What intrigues me is this: since Renault escaped their spying hearing with no punishment, when McLaren received a substantial fine, many people have made remarks about the FIA being biased against McLaren. Surely the fact that MES won this contract shows this is not the case.

As I wrote at the time, there might have been more of a fuss if the contract had been won by Ferrari or Magneti Marelli.

More about traction control

30 comments on “A close look at McLaren’s standard ECU”

  1. This sort of thing just isn’t worth complaining about. Ferrari and Renault can’t change the ECU now, so maybe they should just try and even out any (slight) disadvantage it gives them. That is the point of F1, if you want a level playing field you have to work for it, not have it handed to you on a plate and then complain when the slightest disadvantage is given to you.

  2. From Renault F1 weblog:

    Marelli ECU Step 11 – 2004-2007

    – 12 controllers or DSPs (calculation oriented processors)
    – Functions: engine control (ignition/injection/fly-by-wire accelerator), chassis control (gearbox, clutch, differential, chassis measurements). Integrated engine chassis telemetry
    – Total calculating power: around 2000 Mips (millions of instructions per second)
    – Length: 250 mm
    – Width: 142 mm
    – Height: 75 mm
    – Weight: 2,170 kgs

    MES TAG310B – 2008/2010

    – Design: Microsoft/McLaren Electronic Systems
    – Development and operation: MES (programmes)/ Renault F1 (adaptations and calibration)
    – Processors: 4 main processors
    – Functions: engine control (/ignition/injection/fly-by-wire accelerator), chassis control (gearbox, clutch, differential, chassis measurements).
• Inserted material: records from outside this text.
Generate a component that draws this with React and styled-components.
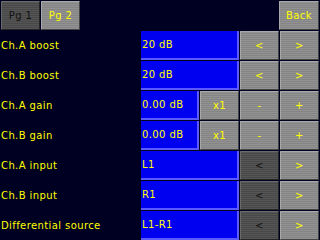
import styled, { createGlobalStyle, css } from "styled-components";

const GlobalStyle = createGlobalStyle`
  html, body {
    margin: 0;
    padding: 0;
    background: #000022;
  }
`;

const Screen = styled.div`
  width: 320px;
  height: 240px;
  background: #000022;
  font-family: "DejaVu Sans", "Liberation Sans", sans-serif;
  font-size: 10px;
  letter-spacing: 0.4px;
  color: #ffff00;
  overflow: hidden;
  display: flex;
  flex-direction: column;
`;

const TopBar = styled.div`
  height: 30px;
  display: flex;
  padding: 1px 1px 0 1px;
  box-sizing: border-box;
  gap: 1px;
`;

const Spacer = styled.div`
  flex: 1;
`;

const metal = css`
  background:
    repeating-linear-gradient(
      0deg,
      rgba(255, 255, 255, 0.05) 0px,
      rgba(255, 255, 255, 0.05) 1px,
      rgba(0, 0, 0, 0.05) 1px,
      rgba(0, 0, 0, 0.05) 2px
    ),
    ${(p) => (p.dark ? "#4c4c4c" : "#8c8c8c")};
`;

const Button = styled.button`
  ${metal}
  width: ${(p) => p.w || 39}px;
  height: 29px;
  box-sizing: border-box;
  margin: 0;
  padding: 0;
  border: 1px solid;
  border-color: ${(p) =>
    p.dark ? "#6a6a6a #262626 #262626 #6a6a6a" : "#a8a8a8 #444 #444 #a8a8a8"};
  border-radius: 1px;
  font-family: inherit;
  font-size: 10px;
  letter-spacing: 0.4px;
  color: ${(p) => (p.dim ? "#111" : "#ffff00")};
  display: flex;
  align-items: center;
  justify-content: center;
`;

const Row = styled.div`
  height: 30px;
  display: flex;
  align-items: flex-end;
  gap: 1px;
  box-sizing: border-box;
`;

const Label = styled.div`
  width: 139px;
  height: 29px;
  padding-left: 1px;
  display: flex;
  align-items: center;
  white-space: nowrap;
`;

const Field = styled.div`
  width: ${(p) => p.w}px;
  height: 29px;
  box-sizing: border-box;
  background: #0000f0;
  border-right: 2px solid #5a5aff;
  border-bottom: 2px solid #5a5aff;
  padding-left: 1px;
  display: flex;
  align-items: center;
  white-space: nowrap;
`;

const rows = [
  { label: "Ch.A boost", value: "20 dB", buttons: [{ t: "<" }, { t: ">" }] },
  { label: "Ch.B boost", value: "20 dB", buttons: [{ t: "<" }, { t: ">" }] },
  { label: "Ch.A gain", value: "0.00 dB", buttons: [{ t: "x1" }, { t: "-" }, { t: "+" }] },
  { label: "Ch.B gain", value: "0.00 dB", buttons: [{ t: "x1" }, { t: "-" }, { t: "+" }] },
  { label: "Ch.A input", value: "L1", buttons: [{ t: "<", dark: true, dim: true }, { t: ">" }] },
  { label: "Ch.B input", value: "R1", buttons: [{ t: "<", dark: true, dim: true }, { t: ">" }] },
  { label: "Differential source", value: "L1-R1", buttons: [{ t: "<", dark: true, dim: true }, { t: ">" }] },
];

export default function App() {
  return (
    <Screen>
      <GlobalStyle />
      <TopBar>
        <Button dark dim w={39}>Pg 1</Button>
        <Button w={39}>Pg 2</Button>
        <Spacer />
        <Button w={40}>Back</Button>
      </TopBar>
      {rows.map((r) => (
        <Row key={r.label}>
          <Label>{r.label}</Label>
          <Field w={r.buttons.length === 3 ? 58 : 98}>{r.value}</Field>
          {r.buttons.map((b, i) => (
            <Button key={i} dark={b.dark} dim={b.dim}>
              {b.t}
            </Button>
          ))}
        </Row>
      ))}
    </Screen>
  );
}
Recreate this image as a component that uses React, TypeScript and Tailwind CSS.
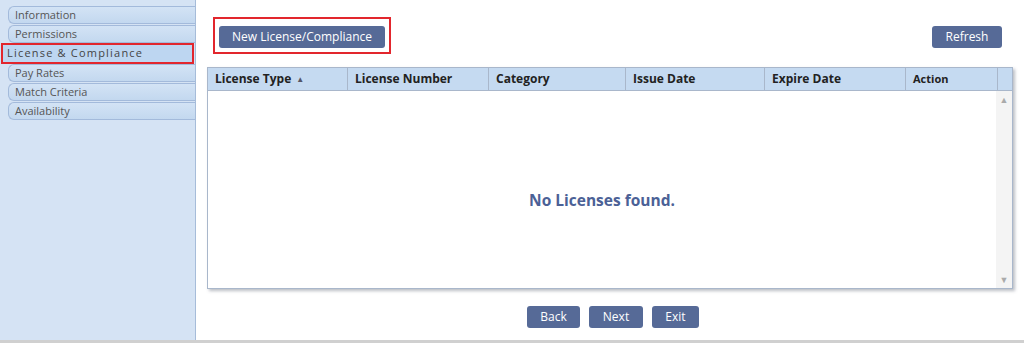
import React from "react";

const tabs = ["Information", "Permissions", "License & Compliance", "Pay Rates", "Match Criteria", "Availability"];
const cols = ["License Type", "License Number", "Category", "Issue Date", "Expire Date", "Action"];

function Btn({ label, w }: { label: string; w: string }) {
  return (
    <button
      className={`${w} h-[22px] rounded-[3px] bg-[#566a97] text-[12px] leading-[22px] text-white text-center`}
    >
      {label}
    </button>
  );
}

export default function App() {
  return (
    <div className="flex h-[343px] w-[1024px] flex-col bg-white font-['Open_Sans',sans-serif]">
      <div className="flex flex-1">
        {/* Sidebar */}
        <div className="flex w-[196px] flex-col gap-[1px] border-r border-[#a6bcd9] bg-[#d5e3f4] pt-[6px]">
          {tabs.map((t) =>
            t === "License & Compliance" ? (
              <div
                key={t}
                className="-my-px ml-[1px] mr-[1px] h-[21px] border-2 border-[#e2262d] bg-[#bdd6f1] pl-[4px] text-[11px] leading-[16px] tracking-[1.2px] text-[#444]"
              >
                {t}
              </div>
            ) : (
              <div
                key={t}
                className="ml-[8px] h-[18px] rounded-l-[6px] border border-r-0 border-[#a3badb] bg-gradient-to-b from-[#d3e3f5] to-[#c3d8ef] pl-[6px] text-[11px] leading-[15px] text-[#555]"
              >
                {t}
              </div>
            )
          )}
        </div>

        {/* Main */}
        <div className="flex flex-1 flex-col px-[11px] pt-[17px]">
          <div className="flex items-start justify-between">
            <div className="ml-[6px] border-2 border-[#e2262d] p-[4px]">
              <Btn label="New License/Compliance" w="w-[166px]" />
            </div>
            <div className="mr-[11px] mt-[6px]">
              <Btn label="Refresh" w="w-[70px]" />
            </div>
          </div>

          <div className="mt-[13px] flex h-[222px] flex-col border border-[#a9b7cb] shadow-[2px_2px_3px_rgba(60,70,90,0.35)]">
            <div className="grid h-[23px] grid-cols-[140px_141px_137px_139px_141px_92px_1fr] border-b border-[#a9b7cb] bg-[#c5daf1]">
              {cols.map((c, i) => (
                <div
                  key={c}
                  className={`flex items-center border-r border-[#a9b7cb] pl-[7px] font-bold text-[#222] ${
                    i === 5 ? "text-[11px]" : "text-[12px]"
                  }`}
                >
                  {c}
                  {i === 0 && <span className="ml-[5px] text-[8px] text-[#556]">▲</span>}
                </div>
              ))}
              <div />
            </div>
            <div className="flex flex-1">
              <div className="flex flex-1 items-center justify-center pt-[22px] text-[15.5px] font-bold text-[#4b6196]">
                No Licenses found.
              </div>
              <div className="flex w-[16px] flex-col items-center justify-between bg-[#f4f4f4] py-[2px] text-[9px] text-[#aaa]">
                <span>▲</span>
                <span>▼</span>
              </div>
            </div>
          </div>

          <div className="mt-[17px] flex justify-center gap-[9px] pl-[6px]">
            <Btn label="Back" w="w-[53px]" />
            <Btn label="Next" w="w-[54px]" />
            <Btn label="Exit" w="w-[47px]" />
          </div>
        </div>
      </div>
      <div className="h-[3px] bg-[#d0d0d0]" />
    </div>
  );
}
Integrated engine chassis telemetry
    – Applications: complete control of the vehicle from the 2008 season onwards, Renault and Red Bull Racing teams (the whole F1 field will use this common ECU)
    – Total calculating power: 1700 Mips
    – Length: 152 mm
    – Width: 167 mm
    – Height: 56 mm
    – Weight: 1,300 kgs

  3. In re: to above specifications – if they are just electronic units (no mechanical wotsits), how come they are so big and heavy (comparatively speaking) and yet don’t really compute that quickly?
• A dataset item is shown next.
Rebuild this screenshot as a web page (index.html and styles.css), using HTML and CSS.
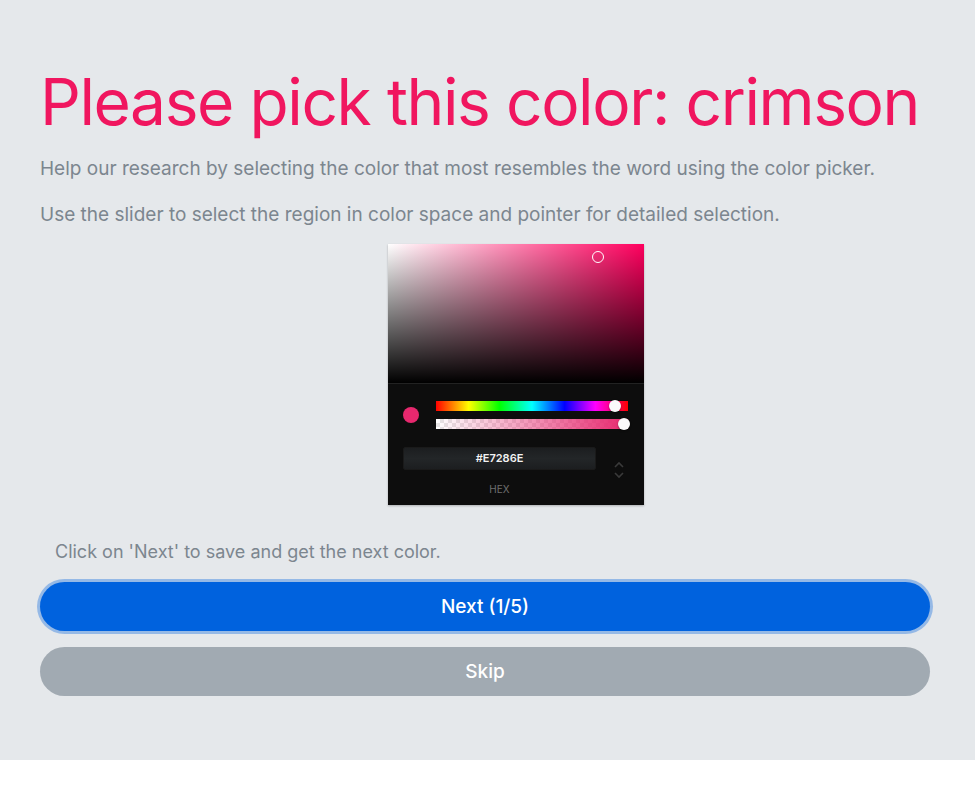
FILE: index.html
```html
<!DOCTYPE html>
<html>
<head>
<meta charset="utf-8">
<link rel="stylesheet" href="styles.css">
</head>
<body>
<div class="page">
  <h1 class="title">Please pick this color: crimson</h1>
  <p class="lead">Help our research by selecting the color that most resembles the word using the color picker.</p>
  <p class="lead">Use the slider to select the region in color space and pointer for detailed selection.</p>
  <div class="picker-wrap">
    <div class="picker">
      <div class="sat">
        <div class="sat-white"></div>
        <div class="sat-black"></div>
        <div class="pointer"></div>
      </div>
      <div class="controls">
        <div class="row">
          <div class="swatch"></div>
          <div class="sliders">
            <div class="hue"><div class="thumb hue-thumb"></div></div>
            <div class="alpha"><div class="alpha-fill"></div><div class="thumb alpha-thumb"></div></div>
          </div>
        </div>
        <div class="fields">
          <div class="field">
            <div class="hex-input">#E7286E</div>
            <div class="hex-label">HEX</div>
          </div>
          <svg class="toggle" width="12" height="22" viewBox="0 0 12 22">
            <path d="M2 8 L6 4 L10 8" fill="none" stroke="#3a3a3a" stroke-width="1.6"/>
            <path d="M2 14 L6 18 L10 14" fill="none" stroke="#3a3a3a" stroke-width="1.6"/>
          </svg>
        </div>
      </div>
    </div>
  </div>
  <p class="hint">Click on 'Next' to save and get the next color.</p>
  <div class="buttons">
    <button class="btn btn-next">Next (1/5)</button>
    <button class="btn btn-skip">Skip</button>
  </div>
</div>
</body>
</html>
```
FILE: styles.css
```css
* { box-sizing: border-box; }
html, body { margin: 0; padding: 0; background: #fff; }
body { font-family: Inter, "Noto Sans", "Liberation Sans", sans-serif; }
.page {
  background: #e5e8eb;
  height: 760px;
  padding: 62px 40px 0 40px;
}
.title {
  margin: 0;
  font-size: 64px;
  font-weight: 400;
  color: #f0165f;
  line-height: 80px;
  letter-spacing: -1.4px;
  white-space: nowrap;
}
.lead {
  margin: 12px 0 0 0;
  font-size: 19px;
  line-height: 30px;
  color: #7c868f;
}
.lead + .lead { margin-top: 16px; }
.picker-wrap {
  display: flex;
  justify-content: center;
  margin-top: 14px;
}
.picker {
  width: 256px;
  margin-left: 57px;
  background: #0d0d0d;
  box-shadow: 0 1px 2px rgba(0,0,0,0.25);
}
.sat {
  position: relative;
  height: 140px;
  background: #ff005e;
  border-bottom: 1px solid #222;
}
.sat-white {
  position: absolute; inset: 0;
  background: linear-gradient(to right, #fff, rgba(255,255,255,0));
}
.sat-black {
  position: absolute; inset: 0;
  background: linear-gradient(to top, #000, rgba(0,0,0,0));
}
.pointer {
  position: absolute;
  left: 204px; top: 7px;
  width: 12px; height: 12px;
  border-radius: 50%;
  border: 1.5px solid #fff;
}
.controls {
  padding: 17px 16px 10px 15px;
}
.row {
  display: flex;
  align-items: center;
}
.swatch {
  width: 16px; height: 16px;
  border-radius: 50%;
  background: #e7286e;
  margin-right: 17px;
}
.sliders { flex: 1; }
.hue {
  position: relative;
  height: 10px;
  margin-bottom: 8px;
  background: linear-gradient(to right, #f00 0%, #ff0 17%, #0f0 33%, #0ff 50%, #00f 67%, #f0f 83%, #f00 100%);
}
.alpha {
  position: relative;
  height: 10px;
  background-color: #fff;
  background-image:
    linear-gradient(45deg, #e6e6e6 25%, transparent 25%, transparent 75%, #e6e6e6 75%),
    linear-gradient(45deg, #e6e6e6 25%, transparent 25%, transparent 75%, #e6e6e6 75%);
  background-size: 8px 8px;
  background-position: 0 0, 4px 4px;
}
.alpha-fill {
  position: absolute; inset: 0;
  background: linear-gradient(to right, rgba(231,40,110,0), #e7286e);
}
.thumb {
  position: absolute;
  top: -1px;
  width: 12px; height: 12px;
  border-radius: 50%;
  background: #fafafa;
  box-shadow: 0 1px 2px rgba(0,0,0,0.4);
}
.hue-thumb { left: 173px; }
.alpha-thumb { left: 182px; }
.fields {
  display: flex;
  align-items: flex-start;
  margin-top: 18px;
}
.field { width: 193px; }
.hex-input {
  height: 23px;
  border: 1px solid #1a1a1a;
  border-radius: 2px;
  background: linear-gradient(to bottom, #1c1e20, #232628 50%, #1c1e20);
  color: #f2f2f2;
  font-size: 11px;
  font-weight: 600;
  text-align: center;
  line-height: 21px;
}
.hex-label {
  text-align: center;
  color: #6f6f6f;
  font-size: 10px;
  margin-top: 13px;
  line-height: 12px;
}
.toggle { margin-left: 17px; margin-top: 12px; }
.hint {
  margin: 35px 0 0 15px;
  font-size: 18px;
  line-height: 24px;
  color: #7c868f;
}
.buttons {
  display: flex;
  flex-direction: column;
  gap: 16px;
  margin-top: 18px;
  padding-right: 5px;
}
.btn {
  border: none;
  height: 49px;
  border-radius: 25px;
  color: #fff;
  font-family: Inter, "Noto Sans", "Liberation Sans", sans-serif;
  font-size: 19px;
  font-weight: 450;
}
.btn-next {
  background: #0062de;
  box-shadow: 0 0 0 3px rgba(0, 98, 222, 0.35);
}
.btn-skip { background: #a1aab2; }
```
    I have no idea how much computational power the cars require whilst running, which is why I’m asking, but 1700-2000 MIPS is like higher end Pentium III territory (800/900MHz), almost 10 years ago now, and nowadays that kinda power can be passively cooled easily with a lot of headroom for extra performance capacity.

    Obviously 1700-2000 MIPS is enough for an F1 car, as proven previously, but what else is there aside from processor and other base-computer architecture which makes it so big and heavy? I can’t imagine fail-safe systems, and/or cooling architecture occupying that much.
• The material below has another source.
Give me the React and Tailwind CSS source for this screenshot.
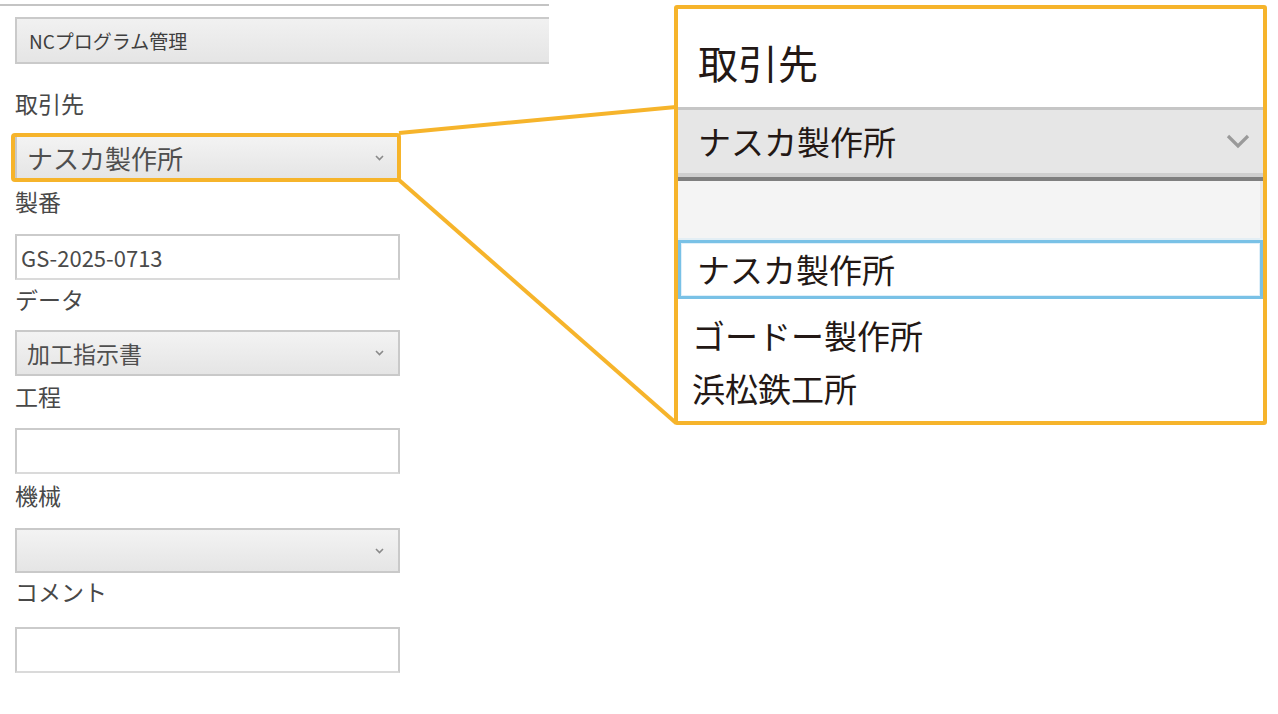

  4. As Keith pointed out this decision proves that the FIA doesn’t always favour Ferrari but actually also favours McLaren. To state that the ECU is just some small part in a F1 car is pretty funny indeed. The ECU is the single most important part of the car as it basically controls the whole thing!
    I agree that someone independent should’ve been chosen (Motec anyone?) as there are a multitude of benefits that McLaren has from this. Or does anyone wish to argue that if there are two requests for help, one from a third party, another from the owner of the company, the owner of the company would be helped first?
    To say that the fact that the MES system was supposedly the most economical is the reason that it was chosen would have to be based on full knowledge of what the different prices and companies were.
    It was a political decision and it went McLaren’s way – full stop –

  5. “It was a political decision and it went McLaren’s way – full stop -”

    If the basis of the award is not known, how can you make the above statement? It may well have been a political choice (one which I disagree with) but we aren’t privy to the facts.

  6. Having little technical knowledge concerning this unit, I’m left with only one hope: I pray for its reliability daily, and for all the realm over which the FIA doth spread its good graces, and should one of these little pithies fail, please Dear Lord, let it not be in a Ferrari on the last lap of the Italian GP.

  7. I would guess the answer to the earlier comment that a Pentium III has the same processing power is that it may have before the engine is fired up but it wouldn’t last very long before it was vibrated to dust. I assume the weight is made up of vibration protection and possibly multiple redundancy.

  8. “If the basis of the award is not known, how can you make the above statement? It may well have been a political choice (one which I disagree with) but we aren’t privy to the facts.”

    Ok, then let me explain my reasoning behind my statement:

    1. A lot of people keep complaning about the Ferrari bias of the FIA.

    So when deciding in favour of Ferrari the FIA is the biggest sesspit of political snakes, but these same snakes then change their skin to become hardcore-capitalist businessmen without an emotion and decide in favour of McLaren when they purchase one of the most important parts of an F1 car. Hmm, doesn’t sound very realistic, does it?

    2. By deciding in favour of MES, the FIA knew that there would be complaints, also possibly in the future if one of those units would fail.

    Now I don’t think anyone could argue that the FIA wouldn’t know that, they aren’t that stupid. So why would they decide like this?
    They definitely didn’t do this to save a few dollars or because another company didn’t have the technical expertise, no they did it because of some other reason.
    Maybe it was to counter their alleged Ferrari-bias, maybe it was to prevent McLaren to push too hard about the issue of customer cars, who knows?
    Due to the reasons I mentioned above it must have been a politically motivated decision.

  9. Thanks for your explanation Michael. Obviously everything in F1 is politically tinged, but I don’t think it was the primary factor in selecting the ECU vendor. All other factors being equal, a political insight may have tossed it McLaren’s way. But it couldn’t have been (I hope!) the over riding or sole reason.